Aristotle examined the different one-sided conceptions of the good life and rejected them in favor of a single conception with which most of us are probably in agreement—happiness.  Happiness is the good life, although, for Aristotle, happiness is not a single activity but the result of a great many activities.  Aristotle took personal development or self-realization as his goal (i.e. acorn to oak, potentiality to actuality).  In the Nicomachean Ethics, Aristotle examined two one-sided conceptions of the good life—pleasure and success (which meant political success)—and rejected them; yet he also insisted that one cannot possibly lead a good life without them.  But they themselves are not the good life, only necessary conditions for it.  The good life is happiness, which he defined as that which is wanted “for its own sake” and “not for the sake of anything else.”  Happiness included a large number of advantages and virtues, including wealth, power, community status as well as military courage, the ability to drink wine without getting too obnoxious (something I do not do well), a sense of justice, good friends, and a good sense of humor.  “Happiness,” in other words, was not a sense of well-being, as it is for us today; “happiness” for Aristotle meant the good life as a whole, an integrated life with all the virtues and good fortune and the philosophical wisdom to appreciate it.  Happiness is nothing less than an entirely good life, with all of its parts in balance (indeed, for Aristotle, as the whole of reality was).  A person can be called happy only on the basis of his or her entire lifetime.  For Aristotle, “happiness” requires a lifetime of good living.  Aristotle used the word eudaimonia as his exemplar of happiness, which means basically “well-being” or “doing well.”   Aristotle conceives of it as the active exercise of the powers of the virtuous soul in conformity, in balance with reason.  Aristotle further stated that this idea if perfect, complete and self-sufficient, to be attained, as stated earlier, “for no other end than itself.”  So it includes all other ends that are pursued for themselves.  It therefore includes pleasure, but goes beyond it.

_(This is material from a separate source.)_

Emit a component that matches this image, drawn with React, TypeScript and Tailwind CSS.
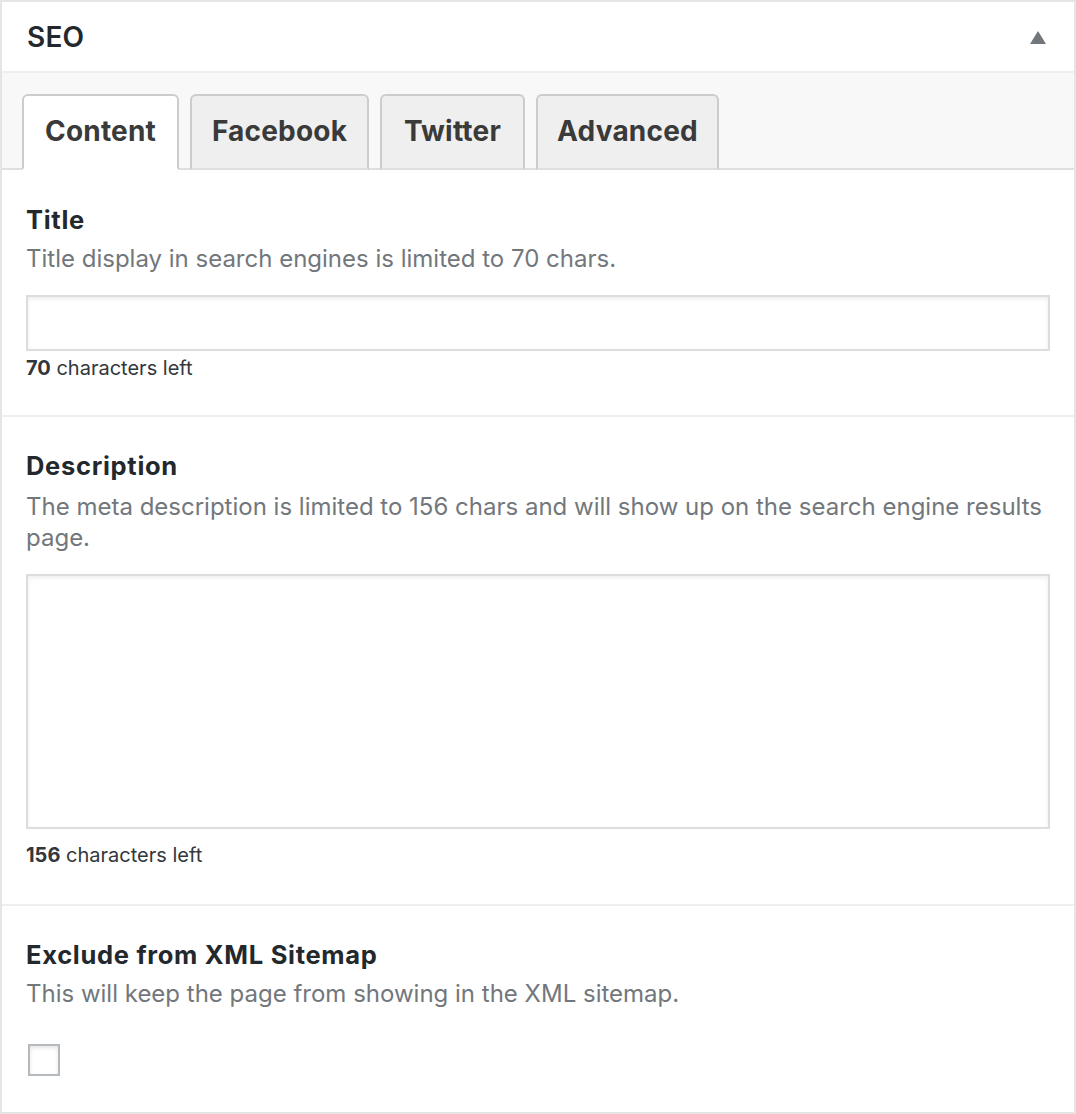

For Aristotle, and for Greek society as a whole, the good life was a public, social, objective life of achievement and good fortune; it had little to do with, as we think it today, inner feelings of the self.  We on the other hand, tend to think of happiness if he or she is satisfied with what life has provided, whatever others may think—even if other may think one to be unfortunate.  I don’t think Aristotle nor his Greek friends would have understood our modern conception of happiness as an inward turning feeling or emotion.  More than likely, they would have seen it as a rather corrupted idea of being, which for the Greeks, was always being-with-others: the good community.  For Aristotle, the happy life meant always for the well-being of the entire community.  Aristotle thought that the individual was not as important as the community in which one lived.  He simply assumed that the ultimate advantage of the individual would be identical to the well-being of the community.  All of Aristotle’s virtues—courage, temperance, liberality, magnificence, pride, good temper, friendliness, truthfulness, wittiness, shame, and justice—were aimed at strengthening and protecting the community as well as adding tot he status and happiness of the individual.  And, above all, Aristotle said that the life of the philosopher was essentially the good life.  This corresponds with Plato’s leaders in his Republic , which he deemed would be philosopher kings—those men with the power, authority of kings, and yet possess the wisdom and rationality of philosophers.  We might see a problem with this today considering that many philosophers, looking back over history, might not have been the best leaders (Nietzsche, Schopenhauer, Heidegger,  Foucault).  
We can see that both Plato and Aristotle had similar views to what the good life should be and towards what end the individual should act in accordance with their ideas of the good life.  But many problems do arise in that the world, and the human experience is much more complex and various than both set it our to be.  The problems arise when humans face complex decisions that fall outside of the categories presented by Aristotle or the narratives presented by Plato.  As we have seen in the Twentieth Century alone, human rationality might not be all that it is cracked up to be, and that possibly, human evil might have a stronger hold on individual actions and collective decisions much more so than any worldview geared towards happiness.